Many natural phenomena and processes remain poorly understood and analytically intractable. One such example is the contact dynamics between non-Newtonian fluids—such as soft soils—and rigid bodies, like wheels. This issue becomes particularly critical in scenarios where the use of large wheels, tracks, or tires is constrained, such as during planetary rover missions. To better anticipate the terrain conditions a rover may encounter, researchers have developed a range of terramechanical models. These models vary in their levels of fidelity, computational cost, and applicability. Given the complexity and variability of wheel-soil interactions, this domain presents an ideal use case for machine learning-based surrogate modeling. Such surrogates aim to approximate the behavior of complex dynamical systems without requiring explicit formulation through differential equations.

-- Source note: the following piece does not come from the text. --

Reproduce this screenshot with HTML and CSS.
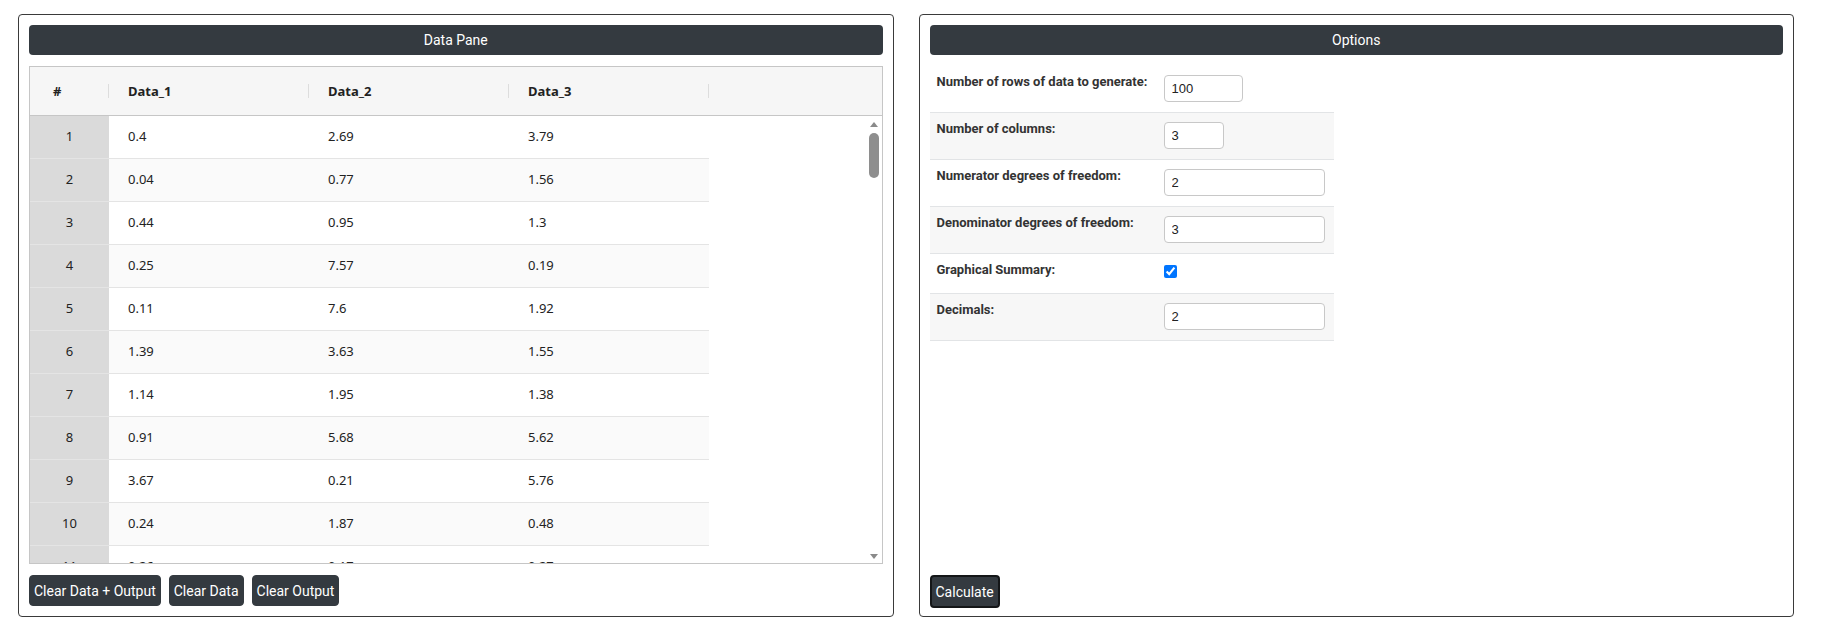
FILE: index.html
```html
<!DOCTYPE html>
<html lang="en">
<head>
    <meta charset="UTF-8">
    <meta name="viewport" content="width=device-width, initial-scale=1.0">
    <title>F Distribution Generator</title>
    <link rel="stylesheet" href="styles.css">
</head>
<body>
    <main class="workspace">
        <section class="pane">
            <h2 class="pane-title">Data Pane</h2>
            <div class="grid">
                <div class="grid-head">
                    <div class="col-head col-num">#</div>
                    <div class="col-head">Data_1</div>
                    <div class="col-head">Data_2</div>
                    <div class="col-head">Data_3</div>
                </div>
                <div class="grid-body">
                    <div class="grid-row"><div class="cell cell-num">1</div><div class="cell">0.4</div><div class="cell">2.69</div><div class="cell">3.79</div></div>
                    <div class="grid-row"><div class="cell cell-num">2</div><div class="cell">0.04</div><div class="cell">0.77</div><div class="cell">1.56</div></div>
                    <div class="grid-row"><div class="cell cell-num">3</div><div class="cell">0.44</div><div class="cell">0.95</div><div class="cell">1.3</div></div>
                    <div class="grid-row"><div class="cell cell-num">4</div><div class="cell">0.25</div><div class="cell">7.57</div><div class="cell">0.19</div></div>
                    <div class="grid-row"><div class="cell cell-num">5</div><div class="cell">0.11</div><div class="cell">7.6</div><div class="cell">1.92</div></div>
                    <div class="grid-row"><div class="cell cell-num">6</div><div class="cell">1.39</div><div class="cell">3.63</div><div class="cell">1.55</div></div>
                    <div class="grid-row"><div class="cell cell-num">7</div><div class="cell">1.14</div><div class="cell">1.95</div><div class="cell">1.38</div></div>
                    <div class="grid-row"><div class="cell cell-num">8</div><div class="cell">0.91</div><div class="cell">5.68</div><div class="cell">5.62</div></div>
                    <div class="grid-row"><div class="cell cell-num">9</div><div class="cell">3.67</div><div class="cell">0.21</div><div class="cell">5.76</div></div>
                    <div class="grid-row"><div class="cell cell-num">10</div><div class="cell">0.24</div><div class="cell">1.87</div><div class="cell">0.48</div></div>
                    <div class="grid-row"><div class="cell cell-num">11</div><div class="cell">0.26</div><div class="cell">0.17</div><div class="cell">0.27</div></div>

                    <!-- vertical scroller of the grid body -->
                    <div class="scroller">
                        <span class="scroll-arrow up"></span>
                        <span class="scroll-thumb"></span>
                        <span class="scroll-arrow down"></span>
                    </div>
                </div>
            </div>
            <div class="pane-actions">
                <button class="btn">Clear Data + Output</button>
                <button class="btn">Clear Data</button>
                <button class="btn">Clear Output</button>
            </div>
        </section>

        <section class="pane">
            <h2 class="pane-title">Options</h2>
            <table class="options">
                <tr>
                    <td class="opt-label">Number of rows of data to generate:</td>
                    <td><input class="opt-input w-rows" type="text" value="100"></td>
                </tr>
                <tr>
                    <td class="opt-label">Number of columns:</td>
                    <td><input class="opt-input w-cols" type="text" value="3"></td>
                </tr>
                <tr>
                    <td class="opt-label">Numerator degrees of freedom:</td>
                    <td><input class="opt-input" type="text" value="2"></td>
                </tr>
                <tr>
                    <td class="opt-label">Denominator degrees of freedom:</td>
                    <td><input class="opt-input" type="text" value="3"></td>
                </tr>
                <tr>
                    <td class="opt-label">Graphical Summary:</td>
                    <td><input class="opt-check" type="checkbox" checked></td>
                </tr>
                <tr>
                    <td class="opt-label">Decimals:</td>
                    <td><input class="opt-input" type="text" value="2"></td>
                </tr>
            </table>
            <div class="pane-actions pane-actions-end">
                <button class="btn btn-calc">Calculate</button>
            </div>
        </section>
    </main>
</body>
</html>
```

FILE: styles.css
```css
* {
    margin: 0;
    padding: 0;
    box-sizing: border-box;
}
body {
    background: #fff;
    font-family: Roboto, "Liberation Sans", Arial, sans-serif;
    color: #212529;
}
.workspace {
    display: grid;
    grid-template-columns: 1fr 1fr;
    column-gap: 25px;
    padding: 14px 30px 0 18px;
}
.pane {
    height: 603px;
    border: 1px solid #3a3a3a;
    border-radius: 4px;
    padding: 10px;
    display: flex;
    flex-direction: column;
    gap: 11px;
}
.pane-title {
    height: 30px;
    line-height: 30px;
    background: #343a40;
    color: #fff;
    border-radius: 4px;
    text-align: center;
    font-size: 14px;
    font-weight: 400;
}

/* data grid */
.grid {
    height: 498px;
    border: 1px solid #c6c6c6;
    display: flex;
    flex-direction: column;
    font-family: "Noto Sans", "Open Sans", sans-serif;
    font-size: 13px;
    color: #222;
}
.grid-head {
    height: 49px;
    flex: none;
    display: flex;
    background: #f6f6f6;
    border-bottom: 1px solid #c6c6c6;
}
.col-head {
    position: relative;
    width: 200px;
    padding-left: 19px;
    display: flex;
    align-items: center;
    font-weight: 700;
}
.col-head::after {
    content: "";
    position: absolute;
    right: 0;
    top: 17px;
    width: 1px;
    height: 14px;
    background: #ddd;
}
.col-head.col-num {
    width: 79px;
    padding-left: 23px;
}
.grid-body {
    position: relative;
    flex: 1;
    overflow: hidden;
    background: #fff;
}
.grid-row {
    display: flex;
    width: 679px;
    height: 43px;
    flex: none;
    border-bottom: 1px solid #e4e4e4;
}
.grid-row:nth-child(even) {
    background: #fafafa;
}
.cell {
    width: 200px;
    padding: 0 0 3px 19px;
    display: flex;
    align-items: center;
}
.cell.cell-num {
    width: 79px;
    padding-left: 0;
    justify-content: center;
    background: #dadada;
}

/* scroller drawn on the right edge of the body */
.scroller {
    position: absolute;
    top: 0;
    right: 0;
    bottom: 0;
    width: 15px;
    display: flex;
    flex-direction: column;
    align-items: center;
    background: #fff;
}
.scroll-arrow {
    width: 0;
    height: 0;
    border-left: 4px solid transparent;
    border-right: 4px solid transparent;
}
.scroll-arrow.up {
    margin-top: 6px;
    border-bottom: 5px solid #8a8a8a;
}
.scroll-arrow.down {
    margin-top: auto;
    margin-bottom: 4px;
    border-top: 5px solid #8a8a8a;
}
.scroll-thumb {
    width: 10px;
    height: 45px;
    margin-top: 6px;
    border-radius: 5px;
    background: #8e8e8e;
}

/* buttons */
.pane-actions {
    display: flex;
    gap: 8px;
}
.pane-actions-end {
    margin-top: auto;
    margin-bottom: -2px;
}
.btn {
    height: 31px;
    padding: 0 4px;
    background: #343a40;
    color: #fff;
    border: 1px solid #343a40;
    border-radius: 4px;
    font-family: Roboto, "Liberation Sans", Arial, sans-serif;
    font-size: 14px;
    cursor: pointer;
}
.btn:hover {
    background: #23272b;
}
.btn-calc {
    height: 33px;
    padding: 0 4px;
    border: 2px solid #141618;
}

/* options form */
.options {
    width: 404px;
    border-collapse: collapse;
    font-size: 13px;
}
.options td {
    vertical-align: top;
    padding: 5px 7px 10px;
    border-bottom: 1px solid #e2e4e6;
}
.options tr:nth-child(even) td {
    background: #f7f7f7;
}
.options .opt-label {
    width: 227px;
    line-height: 22px;
    font-weight: 700;
    color: #333;
}
.opt-input {
    display: block;
    width: 161px;
    height: 27px;
    margin-top: 4px;
    padding: 0 7px;
    border: 1px solid #c8c8c8;
    border-radius: 4px;
    font-family: "Liberation Sans", Arial, sans-serif;
    font-size: 13px;
    color: #222;
}
.opt-input.w-rows {
    width: 79px;
}
.opt-input.w-cols {
    width: 60px;
}
.opt-check {
    display: block;
    width: 13px;
    height: 13px;
    margin: 6px 0 5px;
}
```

Existing studies in wheel-soil contact dynamics span both real-world experiments and a spectrum of simulation approaches—from fast empirical models to computationally intensive discrete element methods. In this context, a multi-fidelity modeling framework is particularly promising. By integrating information from diverse sources—ranging from low-fidelity, low-cost simulations to high-fidelity but expensive and sparse data—machine learning models can be trained to deliver fast yet accurate predictions. This work introduces a multi-fidelity Gaussian Process surrogate model designed to predict the dynamic interactions between wheels and soft soil, including the forces and torques acting on the wheel. Specifically, it focuses on the prediction of forces and torques acting on the wheel during motion. The work details the process of dataset generation, analysis, and surrogate model construction, incorporating existing physical knowledge and domain-specific intuition. Furthermore, it includes uncertainty quantification to assess model robustness. The proposed model is evaluated from both quantitative and qualitative perspectives—statistically, in terms of predictive accuracy, and mechanistically, as a viable terramechanical surrogate. This research aims to answer whether a multi-fidelity approach can indeed produce a surrogate that is both computationally efficient and sufficiently accurate, and how it compares to state-of-the-art terramechanical simulations in terms of performance and limitations.